If you are hearing the music and dancing from the outside, wondering if there is still a place for you at the table, let this be your personal invitation. Stop trying to earn what God is freely offering. Stop letting the enemy convince you that your past disqualifies you from your rightful position as a child of the King. Whether you are the younger brother who wandered into the far country, or the elder brother who stayed home but lost the Father's heart, the message is the same: everything He has is yours. The table is set. The calf is killed. The Father is waiting.

But the father said to his servants, Bring forth the best robe, and put it on him; and put a ring on his hand, and shoes on his feet: And bring hither the fatted calf, and kill it; and let us eat, and be merry: For this my son was dead, and is alive again; he was lost, and is found. And they began to be merry.— Luke 15:22-24, KJV

You do not have to live in the famine one more day.
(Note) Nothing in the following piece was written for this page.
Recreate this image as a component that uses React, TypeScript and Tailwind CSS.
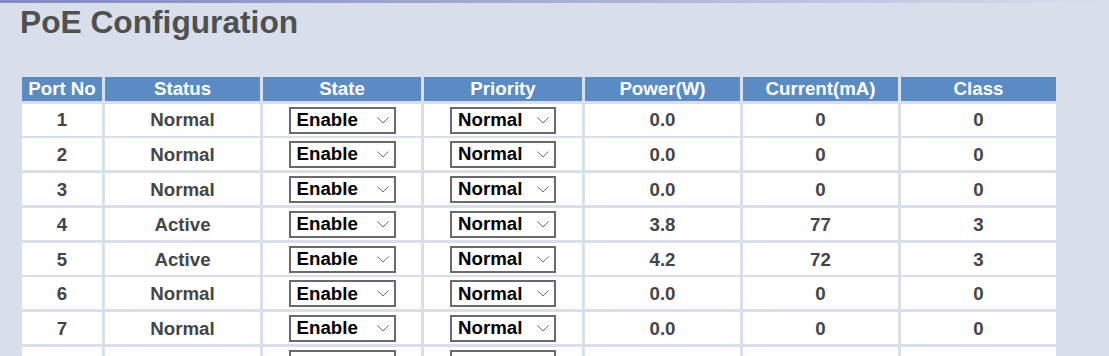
import React from "react";

const rows = [
  { port: "1", status: "Normal", power: "0.0", current: "0", cls: "0" },
  { port: "2", status: "Normal", power: "0.0", current: "0", cls: "0" },
  { port: "3", status: "Normal", power: "0.0", current: "0", cls: "0" },
  { port: "4", status: "Active", power: "3.8", current: "77", cls: "3" },
  { port: "5", status: "Active", power: "4.2", current: "72", cls: "3" },
  { port: "6", status: "Normal", power: "0.0", current: "0", cls: "0" },
  { port: "7", status: "Normal", power: "0.0", current: "0", cls: "0" },
];

const headers = ["Port No", "Status", "State", "Priority", "Power(W)", "Current(mA)", "Class"];

function Chevron() {
  return (
    <svg width="12" height="7" viewBox="0 0 12 7" className="shrink-0">
      <path d="M0.5 0.5 L6 6 L11.5 0.5" fill="none" stroke="#6f6f6f" strokeWidth="1" />
    </svg>
  );
}

function FakeSelect({ value, width }: { value: string; width: string }) {
  return (
    <div
      className={`${width} h-[27px] border-2 border-[#6a6a6a] bg-white flex items-center justify-between pl-[6px] pr-[5px] text-black`}
    >
      <span className="leading-none">{value}</span>
      <Chevron />
    </div>
  );
}

const cell = "h-[32px] bg-white text-[#454545] flex items-center justify-center pt-[2px]";
const selCell = "h-[32px] bg-white flex items-center justify-center pt-[1px]";

export default function App() {
  return (
    <div
      className="w-[1109px] h-[356px] overflow-hidden bg-[#d8dfeb] relative"
      style={{ fontFamily: '"Liberation Sans", Arial, sans-serif' }}
    >
      <div className="absolute left-0 top-0 w-full h-[3px] bg-gradient-to-r from-[#8489c2] via-[#a8add4] to-[#d8dfeb]" />
      <div className="pl-[20px] pt-[7px]">
        <h1 className="text-[31.7px] leading-none font-bold text-[#505050]">PoE Configuration</h1>
      </div>
      <div className="ml-[22px] mt-[38px] grid grid-cols-[80px_155px_158px_158px_155px_155px_155px] gap-x-[3px] gap-y-[2.8px] text-[18.7px] font-bold">
        {headers.map((h) => (
          <div key={h} className="h-[24px] leading-[24px] bg-[#5a8bc4] text-white text-center">
            {h}
          </div>
        ))}
        {rows.map((r) => (
          <React.Fragment key={r.port}>
            <div className={cell}>{r.port}</div>
            <div className={cell}>{r.status}</div>
            <div className={selCell}>
              <FakeSelect value="Enable" width="w-[107px]" />
            </div>
            <div className={selCell}>
              <FakeSelect value="Normal" width="w-[106px]" />
            </div>
            <div className={cell}>{r.power}</div>
            <div className={cell}>{r.current}</div>
            <div className={cell}>{r.cls}</div>
          </React.Fragment>
        ))}
        <div className="h-[32px] bg-white" />
        <div className="h-[32px] bg-white" />
        <div className={selCell}>
          <div className="w-[107px] h-[27px] border-2 border-[#6a6a6a] bg-white" />
        </div>
        <div className={selCell}>
          <div className="w-[106px] h-[27px] border-2 border-[#6a6a6a] bg-white" />
        </div>
        <div className="h-[32px] bg-white" />
        <div className="h-[32px] bg-white" />
        <div className="h-[32px] bg-white" />
      </div>
    </div>
  );
}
You do not have to settle for the husks of a world that will never truly satisfy your soul. The journey of coming back to God does not require you to fix yourself first; it only requires you to turn around. Arise, leave the pig pen behind, and take that first step toward home. Because before you can even utter your apology, before you can even comprehend the depth of your own forgiveness, you will find yourself wrapped in the fierce, unrelenting embrace of the God who runs. Welcome home.